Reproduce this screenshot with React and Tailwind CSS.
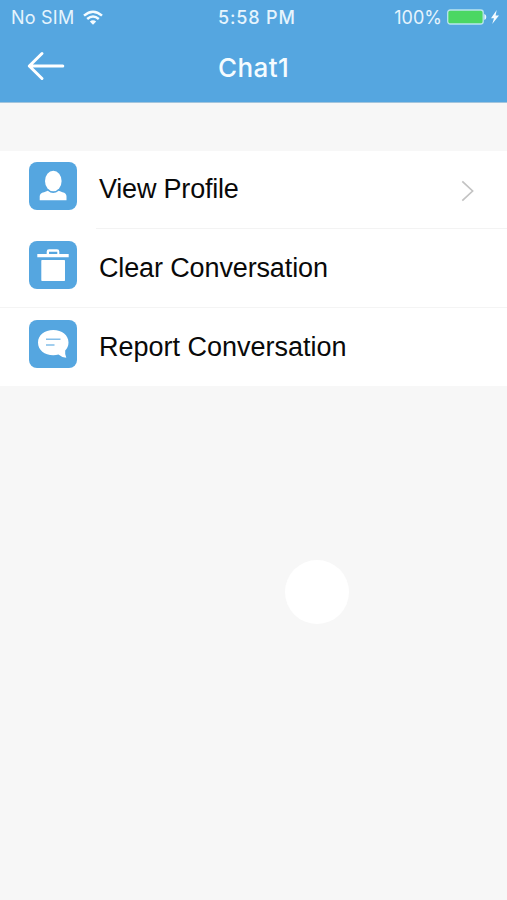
function WifiIcon() {
  return (
    <svg className="-mt-px ml-[9px] h-[16px] w-[20px]" viewBox="0 0 20 16" fill="none" stroke="#f4fbff" strokeWidth="2.5">
      <path d="M1 5.6Q10 -2.2 19 5.6" />
      <path d="M4.2 9Q10 4 15.8 9" />
      <path d="M6.8 11.6Q10 8.8 13.2 11.6L10 14.8Z" fill="#f4fbff" stroke="none" />
    </svg>
  );
}

function StatusBar() {
  return (
    <div className="grid h-[34px] grid-cols-[218px_78px_1fr] items-center pt-px font-['Inter','Liberation_Sans',sans-serif] text-[18px] leading-[34px] text-[#e6f4fd]">
      <div className="flex items-center whitespace-nowrap pl-[11px]">
        <span className="tracking-[0.22px]">No SIM</span>
        <WifiIcon />
      </div>
      <div className="whitespace-nowrap font-medium tracking-[0.85px]">5:58 PM</div>
      <div className="flex items-center justify-end whitespace-nowrap pr-[8px]">
        <span className="tracking-[0px]">100%</span>
        <svg className="-mt-[2px] ml-[5px] h-[16px] w-[52px]" viewBox="0 0 52 16">
          <rect x=".7" y="1" width="35.5" height="14" rx="2.5" fill="#4bd763" stroke="#b9e5ee" strokeWidth="1.3" />
          <path d="M37.3 5Q39.3 5.5 39.3 8T37.3 11Z" fill="#e9f7ff" />
          <path d="M49.7 1L44 9.2H47L45.2 15L52 6.6H48.6Z" fill="#f4fbff" />
        </svg>
      </div>
    </div>
  );
}

function ProfileIcon() {
  return (
    <svg className="size-12" viewBox="0 0 48 48" fill="#fff">
      <ellipse cx="24.3" cy="19" rx="8.3" ry="10.3" />
      <path d="M10.7 38.3V34.5Q10.7 31 15 30.2L18.8 28.8Q24 33.2 29.8 28.8L33.5 30.2Q37.5 31 37.5 34.5V38.3Z" />
    </svg>
  );
}

function TrashIcon() {
  return (
    <svg className="size-12" viewBox="0 0 48 48" fill="#fff">
      <path d="M8.3 13.1H17.7V10.5Q17.7 8.3 20 8.3H28Q30.3 8.3 30.3 10.5V13.1H39.7V16.2H8.3ZM20 13.1H28.3V10.7H20Z" fillRule="evenodd" />
      <rect x="12.3" y="19" width="23.7" height="21" rx=".7" />
    </svg>
  );
}

function ReportIcon() {
  return (
    <svg className="size-12" viewBox="0 0 48 48">
      <path d="M24.3 10C33 10 39.5 15 39.5 22.5Q39.5 27 36.2 30.4Q35.7 34.5 37.3 37.8Q32.5 37.3 29.5 34.5Q27 35.2 24.3 35.2C15.5 35.2 9 30 9 22.5S15.5 10 24.3 10Z" fill="#fff" />
      <path d="M17 19.3H31.5M17 25H25.5" stroke="#83bee9" strokeWidth="1.4" />
    </svg>
  );
}

function Row({ icon, label, height, pad, spacing, chevron }) {
  return (
    <div className={`flex items-start bg-white pl-[29px] ${height} ${pad}`}>
      <div className="size-12 shrink-0 overflow-hidden rounded-[8px] bg-[#55a6e0]">{icon}</div>
      <div className={`ml-[22px] whitespace-nowrap pt-[9px] text-[27px] leading-[36px] text-[#090909] ${spacing}`}>{label}</div>
      {chevron && (
        <svg className="mr-[33px] mt-[18px] ml-auto h-[22px] w-[13px]" viewBox="0 0 13 22" fill="none" stroke="#c3c3c3" strokeWidth="1.7">
          <path d="M1.3 1.3L11.6 11L1.3 20.7" />
        </svg>
      )}
    </div>
  );
}

export default function App() {
  return (
    <main className="h-[900px] w-[507px] overflow-hidden bg-[#f7f7f7] font-['Liberation_Sans',Arial,sans-serif]">
      <header className="h-[103px] border-b border-[#a3c5dd] bg-[#55a6e0]">
        <StatusBar />
        <div className="grid h-[68px] grid-cols-[218px_1fr] items-center">
          <svg className="mb-[4px] ml-[27px] h-[30px] w-[38px]" viewBox="0 0 38 30" fill="none" stroke="#fff" strokeWidth="3" strokeLinecap="round" strokeLinejoin="round">
            <path d="M15 2.5L2.3 15L15 27.5M2.3 15H35.8" />
          </svg>
          <h1 className="whitespace-nowrap font-['Inter','Liberation_Sans',sans-serif] text-[26px] font-medium leading-[36px] tracking-[0.45px] text-[#f5fcff]">Chat1</h1>
        </div>
      </header>

      <section className="mt-[48px]">
        <Row icon={<ProfileIcon />} label="View Profile" height="h-[77px]" pad="pt-[11px]" spacing="tracking-[-0.2px]" chevron />
        <div className="h-px bg-white pl-24">
          <div className="h-px bg-[#f3f3f3]" />
        </div>
        <Row icon={<TrashIcon />} label="Clear Conversation" height="h-[78px]" pad="pt-[12px]" spacing="tracking-[-0.13px]" />
        <div className="h-px bg-[#f4f4f4]" />
        <Row icon={<ReportIcon />} label="Report Conversation" height="h-[78px]" pad="pt-[12px]" spacing="tracking-[0px]" />
      </section>

      <div className="ml-[285px] mt-[174px] size-16 rounded-full bg-white" />
    </main>
  );
}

### Problem requirements
Repeat all the data as it stands, dropping any images it holds.

### Answer to this problem
Reproduce this screenshot with React and Tailwind CSS.
function WifiIcon() {
  return (
    <svg className="-mt-px ml-[9px] h-[16px] w-[20px]" viewBox="0 0 20 16" fill="none" stroke="#f4fbff" strokeWidth="2.5">
      <path d="M1 5.6Q10 -2.2 19 5.6" />
      <path d="M4.2 9Q10 4 15.8 9" />
      <path d="M6.8 11.6Q10 8.8 13.2 11.6L10 14.8Z" fill="#f4fbff" stroke="none" />
    </svg>
  );
}

function StatusBar() {
  return (
    <div className="grid h-[34px] grid-cols-[218px_78px_1fr] items-center pt-px font-['Inter','Liberation_Sans',sans-serif] text-[18px] leading-[34px] text-[#e6f4fd]">
      <div className="flex items-center whitespace-nowrap pl-[11px]">
        <span className="tracking-[0.22px]">No SIM</span>
        <WifiIcon />
      </div>
      <div className="whitespace-nowrap font-medium tracking-[0.85px]">5:58 PM</div>
      <div className="flex items-center justify-end whitespace-nowrap pr-[8px]">
        <span className="tracking-[0px]">100%</span>
        <svg className="-mt-[2px] ml-[5px] h-[16px] w-[52px]" viewBox="0 0 52 16">
          <rect x=".7" y="1" width="35.5" height="14" rx="2.5" fill="#4bd763" stroke="#b9e5ee" strokeWidth="1.3" />
          <path d="M37.3 5Q39.3 5.5 39.3 8T37.3 11Z" fill="#e9f7ff" />
          <path d="M49.7 1L44 9.2H47L45.2 15L52 6.6H48.6Z" fill="#f4fbff" />
        </svg>
      </div>
    </div>
  );
}

function ProfileIcon() {
  return (
    <svg className="size-12" viewBox="0 0 48 48" fill="#fff">
      <ellipse cx="24.3" cy="19" rx="8.3" ry="10.3" />
      <path d="M10.7 38.3V34.5Q10.7 31 15 30.2L18.8 28.8Q24 33.2 29.8 28.8L33.5 30.2Q37.5 31 37.5 34.5V38.3Z" />
    </svg>
  );
}

function TrashIcon() {
  return (
    <svg className="size-12" viewBox="0 0 48 48" fill="#fff">
      <path d="M8.3 13.1H17.7V10.5Q17.7 8.3 20 8.3H28Q30.3 8.3 30.3 10.5V13.1H39.7V16.2H8.3ZM20 13.1H28.3V10.7H20Z" fillRule="evenodd" />
      <rect x="12.3" y="19" width="23.7" height="21" rx=".7" />
    </svg>
  );
}

function ReportIcon() {
  return (
    <svg className="size-12" viewBox="0 0 48 48">
      <path d="M24.3 10C33 10 39.5 15 39.5 22.5Q39.5 27 36.2 30.4Q35.7 34.5 37.3 37.8Q32.5 37.3 29.5 34.5Q27 35.2 24.3 35.2C15.5 35.2 9 30 9 22.5S15.5 10 24.3 10Z" fill="#fff" />
      <path d="M17 19.3H31.5M17 25H25.5" stroke="#83bee9" strokeWidth="1.4" />
    </svg>
  );
}

function Row({ icon, label, height, pad, spacing, chevron }) {
  return (
    <div className={`flex items-start bg-white pl-[29px] ${height} ${pad}`}>
      <div className="size-12 shrink-0 overflow-hidden rounded-[8px] bg-[#55a6e0]">{icon}</div>
      <div className={`ml-[22px] whitespace-nowrap pt-[9px] text-[27px] leading-[36px] text-[#090909] ${spacing}`}>{label}</div>
      {chevron && (
        <svg className="mr-[33px] mt-[18px] ml-auto h-[22px] w-[13px]" viewBox="0 0 13 22" fill="none" stroke="#c3c3c3" strokeWidth="1.7">
          <path d="M1.3 1.3L11.6 11L1.3 20.7" />
        </svg>
      )}
    </div>
  );
}

export default function App() {
  return (
    <main className="h-[900px] w-[507px] overflow-hidden bg-[#f7f7f7] font-['Liberation_Sans',Arial,sans-serif]">
      <header className="h-[103px] border-b border-[#a3c5dd] bg-[#55a6e0]">
        <StatusBar />
        <div className="grid h-[68px] grid-cols-[218px_1fr] items-center">
          <svg className="mb-[4px] ml-[27px] h-[30px] w-[38px]" viewBox="0 0 38 30" fill="none" stroke="#fff" strokeWidth="3" strokeLinecap="round" strokeLinejoin="round">
            <path d="M15 2.5L2.3 15L15 27.5M2.3 15H35.8" />
          </svg>
          <h1 className="whitespace-nowrap font-['Inter','Liberation_Sans',sans-serif] text-[26px] font-medium leading-[36px] tracking-[0.45px] text-[#f5fcff]">Chat1</h1>
        </div>
      </header>

      <section className="mt-[48px]">
        <Row icon={<ProfileIcon />} label="View Profile" height="h-[77px]" pad="pt-[11px]" spacing="tracking-[-0.2px]" chevron />
        <div className="h-px bg-white pl-24">
          <div className="h-px bg-[#f3f3f3]" />
        </div>
        <Row icon={<TrashIcon />} label="Clear Conversation" height="h-[78px]" pad="pt-[12px]" spacing="tracking-[-0.13px]" />
        <div className="h-px bg-[#f4f4f4]" />
        <Row icon={<ReportIcon />} label="Report Conversation" height="h-[78px]" pad="pt-[12px]" spacing="tracking-[0px]" />
      </section>

      <div className="ml-[285px] mt-[174px] size-16 rounded-full bg-white" />
    </main>
  );
}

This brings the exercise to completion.